Docker Swarm Networking
Docker Swarm provides a number of networking options to allow containers and hosts to communicate. This can be a pretty complex topic, but there’s one very important option that is used by default in a Swarm: Mesh Routing.
To allow inbound communication, each Docker container can publish network ports. The Docker host running the container will listen on these ports and pass traffic on them to the matching container.
Mesh Routing allows each Swarm worker node to listen on any network ports published by container in the Swarm. Because of this, a node can receive traffic on a port when it doesn’t have a local instance of a container using that port. In that case, the node will proxy the traffic to another node that is running an instance of the container. This is great for simple deployments because it means that a connection will always succeed, regardless of where a container is running.
However, if we want to use a load balancer in front of our Swarm, Mesh Networking causes a problem. Since every worker node will respond to every port, there’s no way for a load balancer to determine which nodes are running an instance of each container. Without that determination, traffic may be load balanced to a node that does not run the container. Since the node will proxy the traffic it will still function, but it causes an unnecessary double hop.
The solution is to publish ports for Swarm services with the Host Mode option. This will bypass Mesh Routing and only present the published ports from nodes actually running the container. Here is an example of launching a container (with many ports) with that option:
docker service create \ --name=unifi-controller \ --replicas 1\ -e PUID=1000 \ -e PGID=1000 \ -e MEM_LIMIT=1024M `#optional` \ --publish target=3478,published=3478,protocol=udp,mode=host \ --publish target=10001,published=10001,protocol=udp,mode=host \ --publish target=8080,published=8080,mode=host \ --publish target=8081,published=8081,mode=host \ --publish target=8443,published=8443,mode=host \ --publish target=8843,published=8843,mode=host \ --publish target=8880,published=8880,mode=host \ --publish target=6789,published=6789,mode=host \ --mount type=bind,source=/mnt/DockerData/containerdata/unifi-controller,target=/config \ linuxserver/unifi-controller
With this configuration, ports will only be published from a worker node if it is actually running an instance of the container.

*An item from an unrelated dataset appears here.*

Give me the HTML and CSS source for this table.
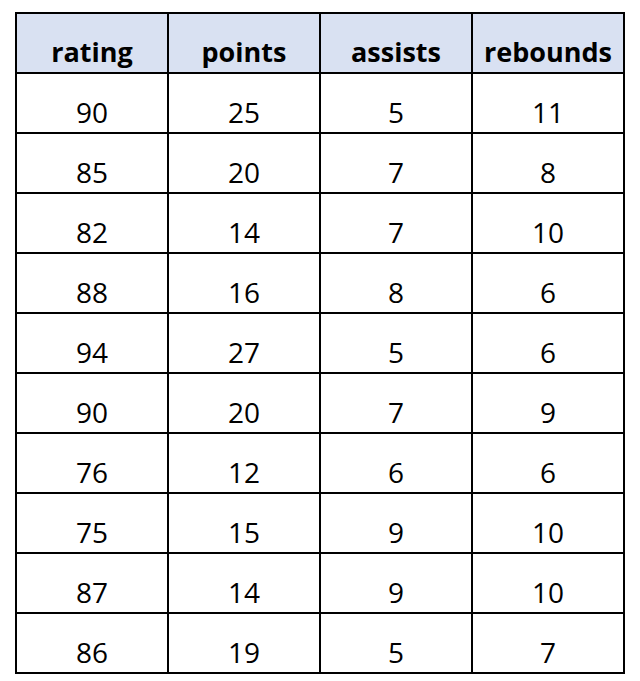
FILE: index.html
```html
<!DOCTYPE html>
<html>
<head>
<meta charset="utf-8">
<link rel="stylesheet" href="styles.css">
</head>
<body>
<table class="stats">
  <thead>
    <tr><th>rating</th><th>points</th><th>assists</th><th>rebounds</th></tr>
  </thead>
  <tbody>
    <tr><td>90</td><td>25</td><td>5</td><td>11</td></tr>
    <tr><td>85</td><td>20</td><td>7</td><td>8</td></tr>
    <tr><td>82</td><td>14</td><td>7</td><td>10</td></tr>
    <tr><td>88</td><td>16</td><td>8</td><td>6</td></tr>
    <tr><td>94</td><td>27</td><td>5</td><td>6</td></tr>
    <tr><td>90</td><td>20</td><td>7</td><td>9</td></tr>
    <tr><td>76</td><td>12</td><td>6</td><td>6</td></tr>
    <tr><td>75</td><td>15</td><td>9</td><td>10</td></tr>
    <tr><td>87</td><td>14</td><td>9</td><td>10</td></tr>
    <tr><td>86</td><td>19</td><td>5</td><td>7</td></tr>
  </tbody>
</table>
</body>
</html>
```
FILE: styles.css
```css
html, body {
  margin: 0;
  padding: 0;
  background: #ffffff;
}
body {
  padding: 12px 0 0 15px;
  font-family: "Open Sans", "Liberation Sans", sans-serif;
  color: #000000;
}
.stats {
  border-collapse: separate;
  border-spacing: 0;
  border-left: 2px solid #000;
  border-top: 2px solid #000;
  table-layout: fixed;
}
.stats th,
.stats td {
  box-sizing: border-box;
  width: 152px;
  height: 60px;
  border-right: 2px solid #000;
  border-bottom: 2px solid #000;
  text-align: center;
  vertical-align: bottom;
  padding: 0 0 6px 0;
  line-height: 28px;
}
.stats th {
  background: #d9e1f2;
  font-weight: 700;
  font-size: 27px;
}
.stats td {
  font-weight: 400;
  font-size: 28px;
}
```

This will allow us to use monitors on the NetScaler to route traffic properly and avoid extra hops.
From this point, it’s a pretty standard load balancing setup on the NetScaler. First, navigate to Traffic Management > Load Balancing > Servers and create a new server entry for each Docker Swarm Worker Node:
Next, navigate to Traffic Management > Load Balancing > Service Groups and create a new service group for the application in the container. Note that since this container is running many ports, I used the Any protocol. When prompted add your Worker Node Servers as the Service Group Members.
Add a monitor to your Service Group. If your Service Group is configured for a single port you can use a simple TCP monitor, or something more appropriate for the application running in the container. In my case, since I’m using Service Group with an Any protocol, I defined a TCP monitor for the main port the application uses:
Once the monitor is attached to the Service Group, open the Service Group Members list. You should now see that only the Worker Nodes that are currently hosting an instance of the container show as up.

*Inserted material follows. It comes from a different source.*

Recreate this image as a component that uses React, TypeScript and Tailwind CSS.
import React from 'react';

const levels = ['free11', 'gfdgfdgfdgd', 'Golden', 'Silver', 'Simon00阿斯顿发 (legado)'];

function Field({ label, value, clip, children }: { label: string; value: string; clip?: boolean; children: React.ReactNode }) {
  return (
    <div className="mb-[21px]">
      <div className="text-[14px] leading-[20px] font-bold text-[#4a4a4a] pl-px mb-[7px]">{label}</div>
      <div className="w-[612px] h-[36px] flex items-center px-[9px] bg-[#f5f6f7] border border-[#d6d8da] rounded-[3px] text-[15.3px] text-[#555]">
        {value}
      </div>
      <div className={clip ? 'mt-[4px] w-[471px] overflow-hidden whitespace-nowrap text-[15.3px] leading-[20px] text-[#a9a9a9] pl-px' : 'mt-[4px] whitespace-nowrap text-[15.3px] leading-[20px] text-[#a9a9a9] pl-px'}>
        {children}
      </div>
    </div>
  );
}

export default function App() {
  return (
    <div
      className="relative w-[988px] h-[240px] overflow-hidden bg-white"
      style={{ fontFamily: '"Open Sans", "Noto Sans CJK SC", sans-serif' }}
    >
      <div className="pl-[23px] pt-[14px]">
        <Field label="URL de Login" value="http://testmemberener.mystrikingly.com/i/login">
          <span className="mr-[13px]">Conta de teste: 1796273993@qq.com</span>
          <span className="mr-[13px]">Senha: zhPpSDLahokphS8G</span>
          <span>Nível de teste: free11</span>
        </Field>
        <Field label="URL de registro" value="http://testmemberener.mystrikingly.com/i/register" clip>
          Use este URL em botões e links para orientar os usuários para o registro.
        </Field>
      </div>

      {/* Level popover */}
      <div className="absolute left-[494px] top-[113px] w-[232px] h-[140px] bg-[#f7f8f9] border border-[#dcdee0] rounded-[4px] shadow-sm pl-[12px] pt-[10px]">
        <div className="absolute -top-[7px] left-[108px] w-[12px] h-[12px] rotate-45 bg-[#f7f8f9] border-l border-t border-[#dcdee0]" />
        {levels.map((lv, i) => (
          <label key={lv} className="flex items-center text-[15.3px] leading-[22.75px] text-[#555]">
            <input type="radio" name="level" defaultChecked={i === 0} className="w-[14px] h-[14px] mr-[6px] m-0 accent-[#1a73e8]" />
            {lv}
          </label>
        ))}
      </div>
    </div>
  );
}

In the Service Group list, you should also see that your Service Group shows as Partial-Up. Unless you have an instance of your container on all Worker Nodes, then the Service group should show as Up.
Now you can configure your Load Balancer vServer normally, using the Service Group as the back end binding. The NetScaler will route traffic only to the nodes with a functioning instance of the container.
This is a great article, thanks! Can I assume this would work equally well with normal non-mesh bridge networking instead of host?
Are you running multiple CPXs across the swarm to cope with failure of anyone CPX (if you have a similar article for that, that would be cool.
I am thinking of using this to front a pi-hole swarm… any thoughts on the stupidity of that you would like to share 🙂
Thanks! It should work with any kind of container networking. The NetScaler will look for a node to be responsive on the port to determine that it’s ok to send traffic there. My main goal with Host was to get rid of any unnecessary double hops.
I’m actually running this on a VPX external to the Swarm. Main reason for that is that it already existed. It’s doing other work, so it wouldn’t fit in a container. In theory, this would work on a (or multiple) CPX running in the Swarm. However, unless you have a CPX deployed to every node, you have the same potential for a double hop.
From a network standpoint, the Pi-Hole Swarm should work. But I’m not sure Pi-Hole can be clustered, so your config and metrics would be all screwey if you had more than one instance of it in the Swarm.